The Invisible Mile demands attention principally because it was shortlisted, taking the place of, in my view, a superior novel: Anna Smail’s The Chimes. This text was also ambitious, also unfortunately flawed, but to nowhere near the same degree. Indeed, the first half of the text approaches perfection. Yes, I am a huge fan of this novel. It achieves so much, was so readable, did something so new that despite its flaws, it deserves attention.

A London where memory and words are replaced by song, wiped out by the Chimes. This world is beautifully realised, developed layer-on-layer as our hero, Simon, acclimatises to this new city he has entered, only to be constantly disrupted by the systematic erasure of memory – whereon Smaill uses her musical knowledge and artistry to smooth over this narrative complication and we are awed all over again. This is the aspect most reviews focus on, it is where the literary merits and the fantasy storytelling is strongest. If only Smaill had allowed her narrative – with Simon, Lucien, the pactrunners, hunted by the Order – to just stay there, resolve the tale within the city-world she had so powerfully constructed.

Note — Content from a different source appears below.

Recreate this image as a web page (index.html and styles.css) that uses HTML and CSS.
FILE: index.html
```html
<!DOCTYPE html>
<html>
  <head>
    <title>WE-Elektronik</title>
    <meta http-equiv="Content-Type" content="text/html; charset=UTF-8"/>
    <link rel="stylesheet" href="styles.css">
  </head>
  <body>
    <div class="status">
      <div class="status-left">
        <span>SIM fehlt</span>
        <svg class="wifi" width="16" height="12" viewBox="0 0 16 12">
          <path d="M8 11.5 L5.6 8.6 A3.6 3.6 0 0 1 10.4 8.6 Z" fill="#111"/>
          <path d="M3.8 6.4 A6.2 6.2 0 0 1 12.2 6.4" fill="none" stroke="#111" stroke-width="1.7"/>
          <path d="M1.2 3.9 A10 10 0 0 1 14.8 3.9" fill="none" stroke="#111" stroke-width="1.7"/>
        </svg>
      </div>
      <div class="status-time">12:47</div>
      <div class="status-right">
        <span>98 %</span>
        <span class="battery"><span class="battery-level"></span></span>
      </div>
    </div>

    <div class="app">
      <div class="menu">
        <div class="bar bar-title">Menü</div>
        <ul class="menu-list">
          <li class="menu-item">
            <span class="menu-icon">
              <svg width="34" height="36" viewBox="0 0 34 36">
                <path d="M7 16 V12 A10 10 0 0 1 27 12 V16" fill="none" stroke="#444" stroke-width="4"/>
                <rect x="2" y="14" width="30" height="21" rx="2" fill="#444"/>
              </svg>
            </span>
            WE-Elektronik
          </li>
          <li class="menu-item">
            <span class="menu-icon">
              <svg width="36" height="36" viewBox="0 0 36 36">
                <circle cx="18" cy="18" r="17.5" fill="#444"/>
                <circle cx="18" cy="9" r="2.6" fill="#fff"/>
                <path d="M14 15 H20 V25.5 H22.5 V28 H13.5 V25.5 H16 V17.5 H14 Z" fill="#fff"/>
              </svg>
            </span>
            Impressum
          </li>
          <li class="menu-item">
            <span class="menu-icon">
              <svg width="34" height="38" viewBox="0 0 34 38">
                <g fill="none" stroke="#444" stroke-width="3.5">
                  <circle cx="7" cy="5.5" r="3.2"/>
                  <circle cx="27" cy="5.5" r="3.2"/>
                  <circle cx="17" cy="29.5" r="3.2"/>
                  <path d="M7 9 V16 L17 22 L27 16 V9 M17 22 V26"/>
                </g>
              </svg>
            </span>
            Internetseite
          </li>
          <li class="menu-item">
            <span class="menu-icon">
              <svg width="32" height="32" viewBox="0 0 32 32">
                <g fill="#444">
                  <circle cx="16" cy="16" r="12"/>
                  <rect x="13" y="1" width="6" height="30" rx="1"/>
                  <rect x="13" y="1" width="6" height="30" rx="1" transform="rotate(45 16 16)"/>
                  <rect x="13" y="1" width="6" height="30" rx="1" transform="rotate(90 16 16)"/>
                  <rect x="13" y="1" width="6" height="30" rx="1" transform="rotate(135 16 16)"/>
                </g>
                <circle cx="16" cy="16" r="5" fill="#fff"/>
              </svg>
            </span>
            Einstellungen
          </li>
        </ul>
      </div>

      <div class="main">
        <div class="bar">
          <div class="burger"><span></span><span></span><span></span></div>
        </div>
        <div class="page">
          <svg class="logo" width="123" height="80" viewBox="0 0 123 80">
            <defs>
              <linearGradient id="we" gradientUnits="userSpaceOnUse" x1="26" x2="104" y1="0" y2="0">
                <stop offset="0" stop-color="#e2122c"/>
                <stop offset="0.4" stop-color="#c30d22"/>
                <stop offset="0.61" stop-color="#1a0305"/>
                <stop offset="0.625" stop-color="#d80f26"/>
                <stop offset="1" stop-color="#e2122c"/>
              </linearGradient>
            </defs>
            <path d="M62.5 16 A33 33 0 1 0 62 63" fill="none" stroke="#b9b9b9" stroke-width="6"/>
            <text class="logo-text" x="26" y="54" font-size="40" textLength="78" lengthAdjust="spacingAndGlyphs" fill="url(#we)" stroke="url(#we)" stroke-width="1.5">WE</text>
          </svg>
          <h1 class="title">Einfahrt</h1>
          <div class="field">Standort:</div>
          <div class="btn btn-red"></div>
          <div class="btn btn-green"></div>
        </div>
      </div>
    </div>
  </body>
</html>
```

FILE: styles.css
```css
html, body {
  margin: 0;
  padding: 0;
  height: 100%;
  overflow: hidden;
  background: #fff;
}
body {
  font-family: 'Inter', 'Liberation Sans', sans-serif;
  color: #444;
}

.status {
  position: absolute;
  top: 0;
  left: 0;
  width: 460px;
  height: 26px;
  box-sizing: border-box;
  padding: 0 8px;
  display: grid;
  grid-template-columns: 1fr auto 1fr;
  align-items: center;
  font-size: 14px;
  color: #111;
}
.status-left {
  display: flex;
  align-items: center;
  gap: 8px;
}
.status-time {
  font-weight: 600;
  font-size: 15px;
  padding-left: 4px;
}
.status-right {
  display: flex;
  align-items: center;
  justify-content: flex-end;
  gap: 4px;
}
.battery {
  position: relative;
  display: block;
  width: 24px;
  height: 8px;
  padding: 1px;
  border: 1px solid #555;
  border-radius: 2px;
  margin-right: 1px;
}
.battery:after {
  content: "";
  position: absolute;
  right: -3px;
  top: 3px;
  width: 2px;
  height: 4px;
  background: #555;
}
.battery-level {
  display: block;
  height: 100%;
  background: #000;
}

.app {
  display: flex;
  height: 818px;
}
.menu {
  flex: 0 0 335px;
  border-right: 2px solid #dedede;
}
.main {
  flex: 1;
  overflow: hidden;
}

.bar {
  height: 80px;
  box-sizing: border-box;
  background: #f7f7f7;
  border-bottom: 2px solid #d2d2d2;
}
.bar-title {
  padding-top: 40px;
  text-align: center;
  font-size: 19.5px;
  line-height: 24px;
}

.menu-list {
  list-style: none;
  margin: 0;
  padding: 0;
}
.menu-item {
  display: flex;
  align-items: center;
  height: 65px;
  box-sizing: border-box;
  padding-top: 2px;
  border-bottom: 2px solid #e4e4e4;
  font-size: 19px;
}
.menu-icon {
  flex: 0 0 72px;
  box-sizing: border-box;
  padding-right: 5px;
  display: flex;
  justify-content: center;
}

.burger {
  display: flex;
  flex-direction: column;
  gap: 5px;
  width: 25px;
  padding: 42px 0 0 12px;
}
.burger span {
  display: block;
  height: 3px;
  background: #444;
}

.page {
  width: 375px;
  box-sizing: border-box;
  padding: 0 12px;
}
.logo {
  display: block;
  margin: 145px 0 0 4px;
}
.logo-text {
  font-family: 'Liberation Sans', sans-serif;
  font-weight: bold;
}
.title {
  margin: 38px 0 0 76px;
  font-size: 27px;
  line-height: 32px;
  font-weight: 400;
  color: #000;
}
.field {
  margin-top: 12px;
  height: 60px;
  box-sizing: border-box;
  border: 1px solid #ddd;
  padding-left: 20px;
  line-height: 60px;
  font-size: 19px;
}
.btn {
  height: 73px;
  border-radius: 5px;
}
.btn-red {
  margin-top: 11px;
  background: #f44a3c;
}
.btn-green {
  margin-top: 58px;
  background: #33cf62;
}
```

Unfortunately, instead of just having her characters survive the imposing world she’d created, she sent them off to destroy The Order and save the world. Smaill’s writing holds up, and the finale will not dismay, but to get to her end, the story becomes ever more convenient and contrived. In the Chimes, the thrall in which the Order held the world was terrifyingly convincing; so the relative ease of Simon’s adventures away from the city makes the oppression of London suddenly seem a Potemkin Village. Those of us who have read and written speculative fiction and SFF know that the bigger you build up the evil, the more you have to do to earn the right to pull it down, and it is damned hard to justify pulling off in the second half of a single book. These stories don’t typically run to trilogies just for royalties and movie rights.

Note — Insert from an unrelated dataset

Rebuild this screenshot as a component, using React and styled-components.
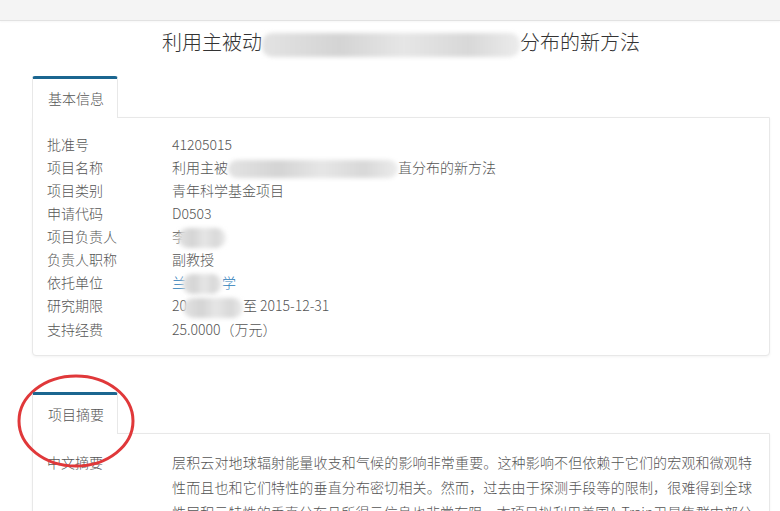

My other mild disappointment was that I had, at a couple of points, thought Smaill was having a shot at the role of the media in our public discourse (the fuckers). The Chimes wipe history, meaning and context, and leave only select repeated truths, creating “an eternal present”; and this chimes with the literary criticism of those such as Frederic Jameson who argue that the establishment media perform the same as a function of late capitalism.  However these thoughts were always dispelled only a few pages later, and the story makes it very plain that the Order are misguided Utopians. This is disappointing because, despite the trope, human existence is certainly not, nor has ever been, in danger of misguided Utopians. Resource-swallowing combines and selfish, greedy, imperialist elites remain the Monster of the Day.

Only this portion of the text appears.